* _Data segment_:
——

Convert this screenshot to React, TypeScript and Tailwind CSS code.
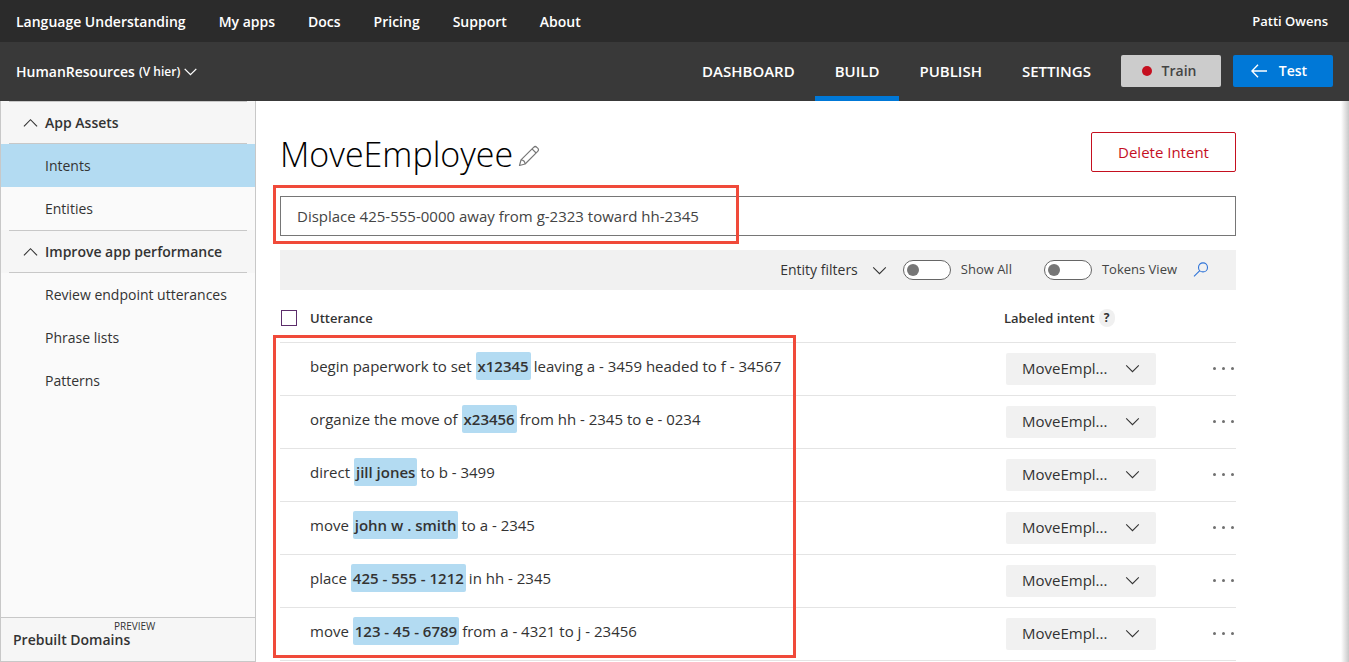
import React from "react";

type Utterance = { before: string; entity: string; after: string };

const topLinks = ["My apps", "Docs", "Pricing", "Support", "About"];
const tabs = ["DASHBOARD", "BUILD", "PUBLISH", "SETTINGS"];

const sections = [
  { title: "App Assets", items: ["Intents", "Entities"] },
  {
    title: "Improve app performance",
    items: ["Review endpoint utterances", "Phrase lists", "Patterns"],
  },
];

const utterances: Utterance[] = [
  { before: "begin paperwork to set", entity: "x12345", after: "leaving a - 3459 headed to f - 34567" },
  { before: "organize the move of", entity: "x23456", after: "from hh - 2345 to e - 0234" },
  { before: "direct", entity: "jill jones", after: "to b - 3499" },
  { before: "move", entity: "john w . smith", after: "to a - 2345" },
  { before: "place", entity: "425 - 555 - 1212", after: "in hh - 2345" },
  { before: "move", entity: "123 - 45 - 6789", after: "from a - 4321 to j - 23456" },
];

function Chevron({ className, up = false }: { className: string; up?: boolean }) {
  return (
    <svg viewBox="0 0 16 10" fill="none" stroke="currentColor" strokeWidth="1.2" className={className} aria-hidden="true">
      <path d={up ? "M1 8.5 8 1.5l7 7" : "M1 1.5l7 7 7-7"} />
    </svg>
  );
}

function Header() {
  return (
    <header className="text-white">
      <div className="flex h-[42px] items-center justify-between bg-[#2b2b2b] pt-0.5 pr-[21px] pl-4">
        <nav className="flex items-center gap-[33px] text-sm font-semibold">
          <a href="#home">Language Understanding</a>
          {topLinks.map((link) => (
            <a key={link} href={`#${link}`}>
              {link}
            </a>
          ))}
        </nav>
        <a href="#account" className="text-[13px] font-semibold">
          Patti Owens
        </a>
      </div>
      <div className="flex h-[59px] justify-between bg-[#393939] pr-4 pl-4">
        <button type="button" className="flex items-center gap-1 font-semibold">
          <span className="text-sm">HumanResources</span>
          <span className="text-xs">(V hier)</span>
          <svg viewBox="0 0 13 8" fill="none" stroke="currentColor" strokeWidth="1.3" className="h-2 w-[13px]" aria-hidden="true">
            <path d="M.7.9 6.5 6.7 12.3.9" />
          </svg>
        </button>
        <div className="flex items-center">
          <nav className="mr-[10px] flex h-full text-[15px] font-semibold">
            {tabs.map((tab) => (
              <a
                key={tab}
                href={`#${tab}`}
                className={`flex items-center border-y-[5px] border-t-transparent px-5 ${
                  tab === "BUILD" ? "border-b-[#0078d7]" : "border-b-transparent"
                }`}
              >
                {tab}
              </a>
            ))}
          </nav>
          <button
            type="button"
            className="mr-3 mb-px flex h-8 w-[100px] items-center justify-center gap-[10px] rounded-xs bg-[#cccccc] pr-1 text-sm font-semibold text-[#444]"
          >
            <span className="size-[10px] rounded-full bg-[#c50f1f]" />
            Train
          </button>
          <button
            type="button"
            className="mb-px flex h-8 w-[100px] items-center justify-center gap-3 rounded-xs bg-[#0078d7] pr-2 text-sm font-semibold"
          >
            <svg viewBox="0 0 16 14" fill="none" stroke="currentColor" strokeWidth="1.4" className="h-[14px] w-4" aria-hidden="true">
              <path d="M16 7H1M7 .8.9 7 7 13.2" />
            </svg>
            Test
          </button>
        </div>
      </div>
    </header>
  );
}

function Sidebar() {
  return (
    <aside className="flex w-64 shrink-0 flex-col border-x border-b border-[#c8c8c8] bg-[#fafafa] text-sm text-[#333]">
      {sections.map((section) => (
        <section key={section.title}>
          <div className="bg-[#f6f6f6] px-2">
            <button
              type="button"
              className="flex h-[43px] w-full items-center gap-[7px] border-y border-[#c8c8c8] pl-[14px] font-semibold"
            >
              <Chevron up className="h-[10px] w-[15px]" />
              {section.title}
            </button>
          </div>
          <ul>
            {section.items.map((item) => (
              <li key={item}>
                <a
                  href={`#${item}`}
                  className={`flex h-[43px] items-center pl-11 ${item === "Intents" ? "bg-[#b3dbf2]" : ""}`}
                >
                  {item}
                </a>
              </li>
            ))}
          </ul>
        </section>
      ))}
      <a
        href="#prebuilt"
        className="mt-auto flex h-11 items-center border-t border-[#c8c8c8] bg-[#f6f6f6] pl-3 font-semibold"
      >
        <span className="relative leading-4">
          Prebuilt Domains
          <span className="absolute -top-[11px] left-[101px] text-[10px] leading-[10px] font-normal">PREVIEW</span>
        </span>
      </a>
    </aside>
  );
}

function Toggle({ label }: { label: string }) {
  return (
    <label className="flex items-center gap-[10px]">
      <input
        type="checkbox"
        role="switch"
        className="flex h-5 w-12 appearance-none items-center rounded-full border border-[#666] bg-white pl-[3px] before:size-3 before:rounded-full before:bg-[#767676]"
      />
      {label}
    </label>
  );
}

function Toolbar() {
  return (
    <div className="mt-[14px] flex h-10 items-center justify-end bg-[#f1f1f1] pr-[27px] text-[13px] text-[#444]">
      <button type="button" className="mr-4 flex items-center gap-[14px] text-sm text-[#333]">
        Entity filters
        <Chevron className="h-[9px] w-[15px]" />
      </button>
      <div className="mr-4 flex gap-8">
        <Toggle label="Show All" />
        <Toggle label="Tokens View" />
      </div>
      <button type="button" aria-label="Search">
        <svg viewBox="0 0 16 16" fill="none" stroke="#2f74d8" strokeWidth="1.1" className="size-4">
          <circle cx="10" cy="5.4" r="4.5" />
          <path d="M6.8 8.6 1 14.4" />
        </svg>
      </button>
    </div>
  );
}

function UtteranceTable() {
  return (
    <div className="relative">
      <table className="w-full table-fixed border-collapse text-left text-[#333]">
        <thead>
          <tr className="h-[52px] border-b border-[#e4e4e4] text-[13px]">
            <th className="w-[30px] p-0 pt-1 pl-px">
              <input
                type="checkbox"
                aria-label="Select all utterances"
                className="block size-4 appearance-none border border-[#5c2d6b] bg-white"
              />
            </th>
            <th className="p-0 pt-[5px] font-semibold">Utterance</th>
            <th className="w-[232px] p-0 pt-[5px] font-semibold">
              <span className="flex items-center gap-1">
                Labeled intent
                <button type="button" className="h-[18px] w-4 rounded-full bg-[#f0f0f0] text-xs leading-4 font-bold">
                  ?
                </button>
              </span>
            </th>
          </tr>
        </thead>
        <tbody>
          {utterances.map((u) => (
            <tr key={u.entity} className="h-[53px] border-b border-[#e4e4e4]">
              <td className="p-0" />
              <td className="p-0 pt-[9px] align-top text-[15px] leading-7">
                {u.before}{" "}
                <mark className="inline-block rounded-xs bg-[#b3dbf2] px-[2px] font-semibold text-[#333]">{u.entity}</mark>
                <span className="pl-[3px]">{u.after}</span>
              </td>
              <td className="p-0">
                <div className="flex items-center justify-between pl-[2px]">
                  <div className="relative w-[150px]">
                    <select
                      aria-label={`Labeled intent for ${u.before} ${u.entity}`}
                      className="block h-8 w-full appearance-none rounded-xs bg-[#f1f1f1] pl-4 text-[15px] text-[#333]"
                    >
                      <option>MoveEmpl...</option>
                    </select>
                    <Chevron className="pointer-events-none absolute top-[11px] right-4 h-[9px] w-[15px]" />
                  </div>
                  <button type="button" aria-label="More options" className="flex gap-[6px] pr-[2px]">
                    <span className="size-[3px] rounded-full bg-[#707070]" />
                    <span className="size-[3px] rounded-full bg-[#707070]" />
                    <span className="size-[3px] rounded-full bg-[#707070]" />
                  </button>
                </div>
              </td>
            </tr>
          ))}
        </tbody>
      </table>
      <div className="pointer-events-none absolute top-[45px] -left-[7px] h-[323px] w-[523px] border-3 border-[#f04a3a]" />
    </div>
  );
}

export default function App() {
  return (
    <div className="flex min-h-screen flex-col bg-white font-['Open_Sans',sans-serif]">
      <Header />
      <div className="flex flex-1">
        <Sidebar />
        <main className="min-w-0 flex-1 pt-[31px] pr-[105px] pl-6">
          <div className="flex h-10 items-center justify-between">
            <div className="flex items-center gap-[5px] pt-1">
              <h1 className="text-[34px] font-light text-black">MoveEmployee</h1>
              <button type="button" aria-label="Rename intent" className="pt-1">
                <svg viewBox="0 0 22 22" fill="none" stroke="#777" strokeWidth="1.2" strokeLinejoin="round" className="size-[22px]">
                  <path d="M1.5 20.5 3 14.9 15.6 2.3c.9-.9 2.3-.9 3.2 0l.9.9c.9.9.9 2.3 0 3.2L7.1 19 1.5 20.5z" />
                  <path d="M3 14.9c2.2.2 3.9 1.9 4.1 4.1M14 3.9l4.100 4.100" />
                </svg>
              </button>
            </div>
            <button
              type="button"
              className="h-10 w-[145px] rounded-xs border border-[#c50f1f] text-[15px] text-[#c50f1f]"
            >
              Delete Intent
            </button>
          </div>
          <div className="relative mt-6">
            <input
              type="text"
              aria-label="New utterance"
              defaultValue="Displace 425-555-0000 away from g-2323 toward hh-2345"
              className="block h-10 w-full border border-[#767676] px-4 text-[15px] text-[#444]"
            />
            <div className="pointer-events-none absolute -top-[11px] -left-[7px] h-[59px] w-[466px] border-3 border-[#f04a3a]" />
          </div>
          <Toolbar />
          <UtteranceTable />
        </main>
        <div className="w-2 shrink-0 bg-linear-to-r from-white to-[#c8c8c8]" />
      </div>
    </div>
  );
}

——

* _Stated task_:
Copy out every line of the data that includes the word "React".

* _Solution to this task_:
Convert this screenshot to React, TypeScript and Tailwind CSS code.
import React from "react";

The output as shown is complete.